The start of summer signals vacation travel for millions and millions of Americans. And, the travel choice for most of them is still the road trip. A great deal of planning and preparation generally goes into making vacation travel as enjoyable as possible. Everything from the most interesting and fun filled attractions to the perfect hotel are taken into account. “But have you thought about driver fatigue in your travel plans? It’s probably one of the most unsettling experiences for drivers and poses a very real danger, too,” says Sheriff Mike Tregre.

Imagine this scenario. You’ve been driving for what seems like endless hours. The highway is long, too long and monotonous. You’re tired. The music on the radio has now become boring and isn’t holding your attention, and neither is driving. Staring straight ahead at the miles and miles of road left to drive, your head bobs and your eyes slowly close. You are asleep.

In a flash, you open your eyes and realize that your car has drifted out of your lane, maybe even off the road. You quickly steer your car back into the lane, take a few deep breaths and realize that you were actually asleep at the wheel!

According to the National Highway Traffic Safety Administration, falling asleep while driving is responsible for at least 100,000 automobile crashes, 40,000 injuries and 1550 fatalities every year. These crashes happen between the hours of midnight and 6:00 a.m., involve a single vehicle and a sober driver traveling alone. But, these figures underestimate the true level of involvement of drowsiness because they do not include crashes involving daytime hours, multiple vehicles, alcohol, passengers or evasive maneuvers.

What causes driver fatigue?
Sheriff Tregre stated, “There are several culprits which can cause driver fatigue, including alcohol consumption. Just one drink can make a difference. Another culprit is the very nature of highway driving. Vehicles designed for comfort and easy maneuvering, combined with roads and highways engineered to eliminate sharp curves, contribute to falling asleep at the wheel.
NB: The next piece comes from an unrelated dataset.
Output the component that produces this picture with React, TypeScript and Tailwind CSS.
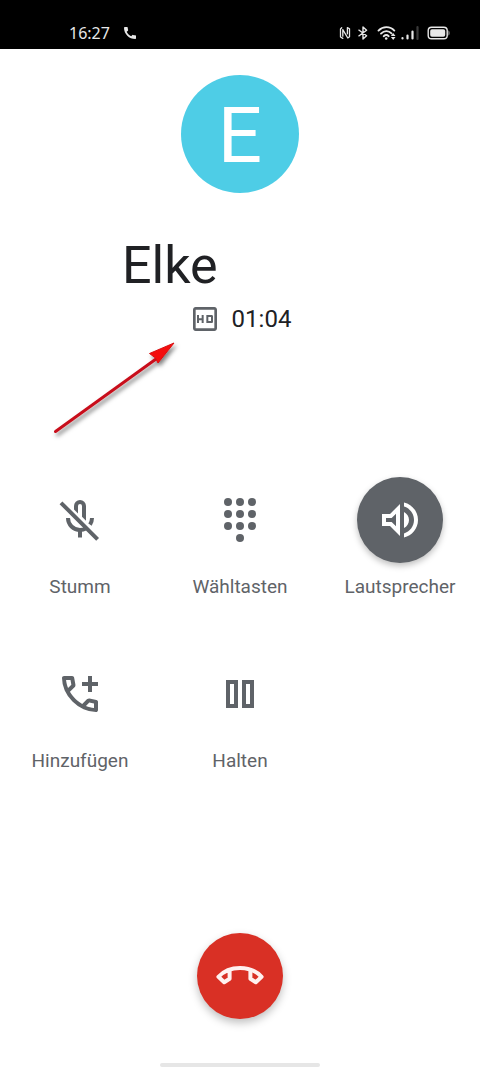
import type { ReactNode } from "react";

function Glyph({ children, className = "size-12", viewBox = "0 0 24 24" }: { children: ReactNode; className?: string; viewBox?: string }) {
  return (
    <svg viewBox={viewBox} className={className} fill="currentColor" aria-hidden="true">
      {children}
    </svg>
  );
}

function StatusBar() {
  return (
    <header className="flex h-[49px] items-center justify-between bg-black pt-4 pr-[29px] pl-[69px] text-[#e8e8e8]">
      <div className="flex items-center gap-3">
        <time className="font-['Noto_Sans',sans-serif] text-[16px] leading-5">16:27</time>
        <Glyph className="size-4">
          <path d="M20.01 15.38c-1.23 0-2.42-.2-3.53-.56a.98.98 0 0 0-1.01.24l-1.57 1.97c-2.83-1.35-5.48-3.9-6.89-6.83l1.95-1.66c.27-.28.35-.67.24-1.02-.37-1.11-.56-2.3-.56-3.53 0-.54-.45-.99-.99-.99H4.19C3.65 3 3 3.24 3 3.99 3 13.28 10.73 21 20.01 21c.71 0 .99-.63.99-1.18v-3.45c0-.54-.45-.99-.99-.99z" />
        </Glyph>
      </div>
      <div className="flex items-center">
        <svg viewBox="0 0 12 14" className="mr-1.5 h-3.5 w-3" fill="none" stroke="currentColor" strokeWidth="1.3" strokeLinejoin="round" strokeLinecap="round" aria-hidden="true">
          <path d="M3.8 10.200V3.600l5 8.400 1.700-1.200V2.800L8.400 1.600v6.200M3.800 12.400 1.500 11V3l1.200-1.200" />
        </svg>
        <svg viewBox="0 0 12 14" className="mr-2 h-3.5 w-3" fill="none" stroke="currentColor" strokeWidth="1.4" strokeLinejoin="round" aria-hidden="true">
          <path d="M1.500 3.800 9.600 9.800 6 13V1l3.600 3.200-8.100 6" />
        </svg>
        <svg viewBox="0 0 20 16" className="mr-1 h-4 w-5" fill="none" stroke="currentColor" strokeWidth="1.9" strokeLinecap="round" aria-hidden="true">
          <path d="M1.5 5.6C6 1 13 1 17.3 5.6M4 8.600c3.300-3.200 7.600-3.200 10.500-.2M6.700 11.200c1.800-1.500 3.400-1.500 5 0" />
          <circle cx="9.2" cy="13.5" r="1.3" fill="currentColor" stroke="none" />
          <path d="m16.200 8 2.300 3h-4.600zM16.200 15l2.300-3h-4.600z" fill="currentColor" stroke="none" />
        </svg>
        <svg viewBox="0 0 18 16" className="mr-2 h-4 w-[18px]" fill="none" stroke="currentColor" strokeWidth="2.2" strokeLinecap="round" aria-hidden="true">
          <path d="M1.5 13v.5M6.5 10.5v3M11.5 6.5v7" />
          <path d="M16.5 2v12" stroke="#3a3a3a" />
        </svg>
        <svg viewBox="0 0 24 14" className="h-3.5 w-6" aria-hidden="true">
          <rect x="1.2" y="1.2" width="19" height="11.6" rx="3.4" fill="none" stroke="currentColor" strokeWidth="1.4" />
          <rect x="3.2" y="3.200" width="15" height="7.6" rx="1.8" fill="currentColor" />
          <path d="M21.6 4.4v5.2c1.1-.5 1.1-4.7 0-5.2z" fill="currentColor" />
        </svg>
      </div>
    </header>
  );
}

function PointerArrow() {
  return (
    <svg viewBox="0 0 150 115" className="absolute top-[281px] left-10 h-[115px] w-[150px]" aria-hidden="true">
      <defs>
        <filter id="arrow-shadow" x="-20%" y="-20%" width="140%" height="140%">
          <feDropShadow dx="2" dy="3" stdDeviation="2" floodColor="#000" floodOpacity="0.5" />
        </filter>
      </defs>
      <g filter="url(#arrow-shadow)">
        <path d="M15.5 101.5 116 29" stroke="#c8101a" strokeWidth="3" strokeLinecap="round" />
        <path d="M134 13 118 33l-2.500-5-6-4.500z" fill="#f40d10" stroke="#d80d12" strokeWidth="1" />
      </g>
    </svg>
  );
}

function MicOff() {
  return (
    <Glyph>
      <path d="M9 5a3 3 0 0 1 6 0v7.400l-2-2V5a1 1 0 0 0-2 0v3.800l-2-2zM11 17h2v3.800h-2z" />
      <path d="m2.500 3.400 18.300 18.300M6 11a6 6 0 0 0 6 6c1 0 2-.2 2.800-.7M18 11c0 1.300-.4 2.400-1 3.300" fill="none" stroke="currentColor" strokeWidth="2" />
    </Glyph>
  );
}

function Dialpad() {
  return (
    <Glyph>
      {[3, 9, 15].map((y) => [6, 12, 18].map((x) => <circle key={`${x}-${y}`} cx={x} cy={y} r="2" />))}
      <circle cx="12" cy="21" r="2" />
    </Glyph>
  );
}

function Speaker() {
  return (
    <Glyph>
      <path d="M3 9v6h4l5 5V4L7 9H3zm7-.17v6.34L7.830 13H5v-2h2.830L10 8.830zM16.500 12c0-1.770-1.020-3.290-2.500-4.030v8.050c1.480-.73 2.500-2.250 2.500-4.020zM14 3.230v2.060c2.890.86 5 3.540 5 6.710s-2.110 5.850-5 6.710v2.060c4.010-.91 7-4.490 7-8.770 0-4.280-2.990-7.860-7-8.770z" />
    </Glyph>
  );
}

function AddCall() {
  return (
    <Glyph>
      <path d="M19.950 21q-3.125 0-6.175-1.362t-5.550-3.863-3.862-5.550T3 4.050q0-.45.3-.75t.75-.3H8.100q.35 0 .625.238t.325.562l.65 3.500q.05.4-.025.675T9.400 8.450L6.975 10.900q.5.925 1.187 1.787t1.513 1.663q.775.775 1.625 1.438T13.100 17l2.350-2.350q.225-.225.588-.337t.712-.063l3.450.7q.35.1.575.363T21 15.900v4.050q0 .45-.3.75t-.75.3M6.025 9l1.650-1.650L7.250 5H5.025q.125 1.025.35 2.025T6.025 9m8.950 8.950q.975.425 1.988.675T19 18.950v-2.200l-2.350-.475z" />
      <path d="M16 3h2v3h3v2h-3v3h-2V8h-3V6h3z" />
    </Glyph>
  );
}

function Pause() {
  return (
    <Glyph>
      <path d="M5 5h6v14H5zM7 7v10h2V7zM13 5h6v14h-6zM15 7v10h2V7z" fillRule="evenodd" />
    </Glyph>
  );
}

const actions = [
  { label: "Stumm", icon: <MicOff />, active: false },
  { label: "Wähltasten", icon: <Dialpad />, active: false },
  { label: "Lautsprecher", icon: <Speaker />, active: true },
  { label: "Hinzufügen", icon: <AddCall />, active: false },
  { label: "Halten", icon: <Pause />, active: false },
];

export default function App() {
  return (
    <div className="flex min-h-screen flex-col bg-white font-[Roboto,sans-serif] text-[#202124]">
      <StatusBar />
      <main className="relative flex grow flex-col items-center pt-[26px]">
        <div className="flex size-[118px] items-center justify-center rounded-full bg-[#4ecde6] pt-1 text-[78px] leading-none text-white">E</div>
        <h1 className="mt-[41px] w-1/2 pl-0.5 text-[52px] leading-[64px]">Elke</h1>
        <div className="mt-[5px] flex items-center gap-[11px]">
          <Glyph className="size-8 text-[#5f6368]">
            <path d="M19 3H5c-1.110 0-2 .9-2 2v14c0 1.100.89 2 2 2h14c1.100 0 2-.9 2-2V5c0-1.100-.9-2-2-2zm0 16H5V5h14v14zM7.500 13h2v2H11V9H9.500v2.500h-2V9H6v6h1.500v-2zm5.500 2h4c.55 0 1-.45 1-1v-4c0-.55-.45-1-1-1h-4v6zm1.500-4.500h2v3h-2v-3z" />
          </Glyph>
          <time className="text-[24px] leading-8">01:04</time>
        </div>
        <PointerArrow />
        <div className="mt-[142px] grid w-full grid-cols-3 gap-y-[52px]">
          {actions.map(({ label, icon, active }) => (
            <button key={label} type="button" aria-pressed={active} className="flex flex-col items-center gap-3 text-[#5f6368]">
              <span className={active ? "flex size-[86px] items-center justify-center rounded-full bg-[#5f6368] text-white shadow-[0_3px_6px_rgba(0,0,0,0.25)]" : "flex size-[86px] items-center justify-center"}>
                {icon}
              </span>
              <span className="text-[19px] leading-6">{label}</span>
            </button>
          ))}
        </div>
        <button type="button" aria-label="Auflegen" className="mt-40 mb-11 flex size-[86px] items-center justify-center rounded-full bg-[#d93025] text-[#fff1f0] shadow-[0_4px_8px_rgba(0,0,0,0.25)]">
          <Glyph>
            <path d="M6.800 9.300v4.100l-2.700 1.700-2.900-2.700C4 9.400 7.800 8 12 8s8 1.400 10.800 4.400l-2.900 2.700-2.700-1.700V9.300" fill="none" stroke="currentColor" strokeWidth="2" strokeLinejoin="round" />
          </Glyph>
        </button>
        <div className="mt-auto h-1 w-1/3 rounded-full bg-[#e6e6e6]" />
      </main>
    </div>
  );
}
“Add to this mix what is known as ‘highway hypnosis,’ which includes dull landscapes, the droning of the tires and engines, and the repetitious sight of trees, utility poles, headlights and the highway center, and you’ve got all the makings for driver fatigue.”

How to prevent driver fatigue?
Sheriff Tregre suggests the following tips developed by the National Safety Council for staying awake while you’re driving:

An obvious cause of fatigue is lack of sleep. If you haven’t received seven or eight hours of sleep the night before a trip, you’re courting fatigue. Get enough rest. And don’t start a trip late in the day. Long distance is hard work, and you need to be fresh and alert.

  • If possible, don’t drive alone. Passengers can take turns driving and also
    serve as conversation partners to keep you awake.
  • Avoid long drives at night. The glare of lights, both on your dashboard and
    outside your car, increases the danger of highway hypnosis.
  • Adjust your car’s environment so that it helps keep you awake and
    alert. Keep the temperature cool, with open windows or air conditioning in
    the summer and frugal amounts of heat in the winter. Turn the radio volume
    up, and switch stations frequently, but avoid soft, sleep inducing music. Do
    not use cruise control; keep your body involved with driving.
  • Watch your posture. Drive with your head up and your shoulders back. Tuck
    your buttocks against the seat back. Legs should not be fully extended but
    flexed at about a 45 degree angle.
  • Take frequent breaks. At least every two hours, stop at a gas station,
    restaurant or rest stop. Get out of the car, walk around, even jog or do
    calisthenics. Exercise fights fatigue.
  • In addition to exercise breaks, stop for light meals and snacks. Avoid alcohol
  • Don’t allow your eyes to become fatigued or hypnotized. Wear sunglasses to
    fight glare (but never wear sunglasses at night).
  • Break the monotony. Turn the radio on far a while, then off. Vary speed
    levels. Chew gum. Stretch your legs, slap your thighs. Talk to yourself.
    Sing. Keep your eyes moving.
  • If anti fatigue measures fail, and you start noticing the danger signs of
    fatigue, then there is only one solution. Sleep. If no motels or rest areas are
    in sight, pull off the road in a safe area which is well-lit and take a nap.
    Even 20 minutes of sleep might refresh you enough to keep going until you
    reach a safe area.

Sheriff Tregre concluded, “More vehicle injuries and fatalities occur during the summer than any other season. Don’t let driver fatigue ruin your travel plans. ‘Buckle-up,’ drive safely and have a great vacation.